By stumps, and the Proteas a pallid 39 for three – the follow-on avoidance target of 303 a formidable way off – Ashwin was already sporting figures of 8-3-9-2, including two of the tourists’ top three: Aiden Markram and Theunis de Bruyn.

Options, then, for Smith’s “someone” to dig in meaningfully are already shrinking, although Dean Elgar is still at the crease and captain Du Plessis (by debatably sliding down the order now to No 6 to avoid the evening gloom and relative carnage) next in.

Another wholly inadvertent positive, maybe, is that Quinton de Kock, who had spent a lot of time under a hot helmet as wicketkeeper, reverts one rung lower also, to his statistically more successful No 7 berth, because of the deployment of a short-lived night watchman in Dane Piedt.
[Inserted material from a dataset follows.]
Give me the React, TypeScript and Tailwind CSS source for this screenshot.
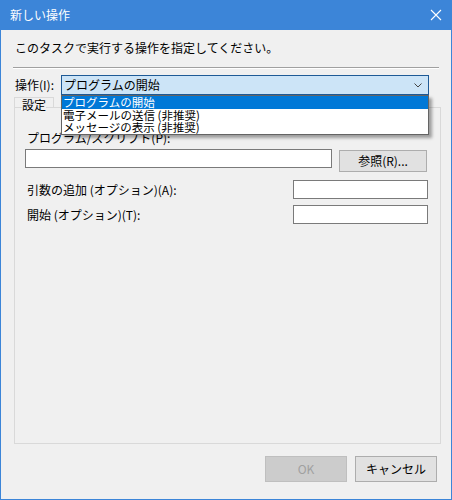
import { useState } from "react";

const font = { fontFamily: '"Noto Sans CJK JP", "Liberation Sans", sans-serif' };

export default function App() {
    const [open] = useState(true);
    const options = ["プログラムの開始", "電子メールの送信 (非推奨)", "メッセージの表示 (非推奨)"];

    return (
        <div
            className="w-[452px] h-[500px] flex flex-col bg-[#3c85d8] px-px pb-px text-[12px] text-black"
            style={font}
        >
            {/* タイトルバー */}
            <div className="h-[30px] flex items-center justify-between pl-[9px] pr-[8px] text-white">
                <span className="leading-[14px]">新しい操作</span>
                <svg width="12" height="12" viewBox="0 0 12 12" className="mr-[1px]">
                    <path d="M1 1 L11 11 M11 1 L1 11" stroke="#ffffff" strokeWidth="1.1" />
                </svg>
            </div>

            <div className="flex-1 bg-[#f0f0f0] flex flex-col">
                <p className="mt-[10px] ml-[14px] leading-[16px]">このタスクで実行する操作を指定してください。</p>
                <div className="mt-[11px] mx-[12px] border-t border-[#a0a0a0] border-b border-b-white" />

                {/* 操作 */}
                <div className="mt-[6px] flex items-center h-[20px]">
                    <span className="ml-[14px] w-[46px] leading-[14px]">操作(I):</span>
                    <div className="relative w-[368px] h-[20px]">
                        <div className="h-full border border-[#1e5a96] bg-[#cce4f7] flex items-center justify-between pl-[2px] pr-[6px]">
                            <span className="leading-[14px]">プログラムの開始</span>
                            <svg width="8" height="5" viewBox="0 0 8 5">
                                <path d="M0.5 0.5 L4 4 L7.5 0.5" fill="none" stroke="#444" strokeWidth="1" />
                            </svg>
                        </div>
                        {open && (
                            <div className="absolute left-0 top-full w-full z-10 bg-white border border-[#646464] shadow-[3px_3px_3px_rgba(0,0,0,0.35)]">
                                {options.map((o, i) => (
                                    <div
                                        key={o}
                                        className={
                                            i === 0
                                                ? "h-[12.5px] leading-[12.5px] text-[11.5px] pl-[1px] bg-[#0078d7] text-white"
                                                : "h-[12.5px] leading-[12.5px] text-[11.5px] pl-[1px]"
                                        }
                                    >
                                        {o}
                                    </div>
                                ))}
                            </div>
                        )}
                    </div>
                </div>

                {/* タブ */}
                <div className="relative flex-1 flex flex-col ml-[13px] mr-[10px] mt-[2px]">
                    <div className="h-[10px] w-[40px] border border-b-0 border-[#d9d9d9] flex items-end justify-center">
                        <span className="leading-[14px] translate-y-[5px] bg-[#f0f0f0]">設定</span>
                    </div>
                    <div className="flex-1 border border-[#d9d9d9] flex flex-col pl-[10px]">
                        <span className="mt-[23px] ml-[2px] leading-[14px]">プログラム/スクリプト(P):</span>
                        <div className="mt-[4px] flex items-start">
                            <div className="w-[307px] h-[19px] bg-white border border-[#7a7a7a]" />
                            <button className="ml-[7px] mt-[1px] w-[88px] h-[22px] bg-[#e1e1e1] border border-[#adadad] leading-[14px]">
                                参照(R)...
                            </button>
                        </div>
                        <div className="mt-[8px] flex items-center">
                            <span className="ml-[2px] w-[266px] leading-[14px]">引数の追加 (オプション)(A):</span>
                            <div className="w-[135px] h-[19px] bg-white border border-[#7a7a7a]" />
                        </div>
                        <div className="mt-[6px] flex items-center">
                            <span className="ml-[2px] w-[266px] leading-[14px]">開始 (オプション)(T):</span>
                            <div className="w-[135px] h-[19px] bg-white border border-[#7a7a7a]" />
                        </div>
                    </div>
                </div>

                {/* ボタン */}
                <div className="pt-[12px] pb-[17px] pr-[14px] flex justify-end gap-[8px]">
                    <button className="w-[82px] h-[26px] bg-[#cccccc] border border-[#bfbfbf] text-[#a0a0a0] leading-[14px]">
                        OK
                    </button>
                    <button className="w-[82px] h-[26px] bg-[#e1e1e1] border border-[#adadad] leading-[14px]">
                        キャンセル
                    </button>
                </div>
            </div>
        </div>
    );
}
After the best part of two days in the field, something of a fresh start on Friday’s “moving day” in the Test is at least in the offing for a few weary SA souls, and that’s if the weather holds up (they won’t be especially urging that).

The big hallmark of the completed Indian innings was opening batsman Mayank Agarwal turning his maiden century in the format into a double (215): the fourth instance of an Indian achieving that landmark behind Dilip Sardesai, Vinod Kambli and Karun Nair (his was an amazing treble-ton).

But another, more disturbing characteristic was the ineffectualness of two of the three specialist spinners the Proteas opted to enter this match with, Piedt and debutant Senuran Muthusamy.

Although each got a wicket rather after the horse had bolted, their failure to apply any semblance of regular pressure -- even acknowledging that the conditions were largely unhelpful to them for the lion’s share of the Indian innings – meant Du Plessis could not confidently give long spells to either.

Piedt, who was especially culpable for “gift” balls, travelled at more than five and a half runs to the over in his 19, while Muthusamy also went at over four in his lean allocation of 15 – that in a 136-over knock.

If there was a shaft of light, it was in the form of established front-liner Keshav Maharaj’s durability and stamina, especially for so early in a new Test season by the Proteas.

The tall left-armer sent down an energy-sapping 55 overs (more than 40 percent of the SA attack’s total), yet almost seemed to get into his stride better the longer he went on, still exhibiting some subtle variations while also keeping a firm emphasis on economy (3.43) and well warranting his three dismissals.

It was the second time in a now 26-Test career in which he has offered 50 personal overs or more in one innings, the first having been in Hamilton in March 2017 when he kept an exemplary lid on the New Zealand first-knock scoring rate with 2/118 … in a total also of around the 500-mark.

Perseverance is an asset: how many SA colleagues will show it before this Test is completed?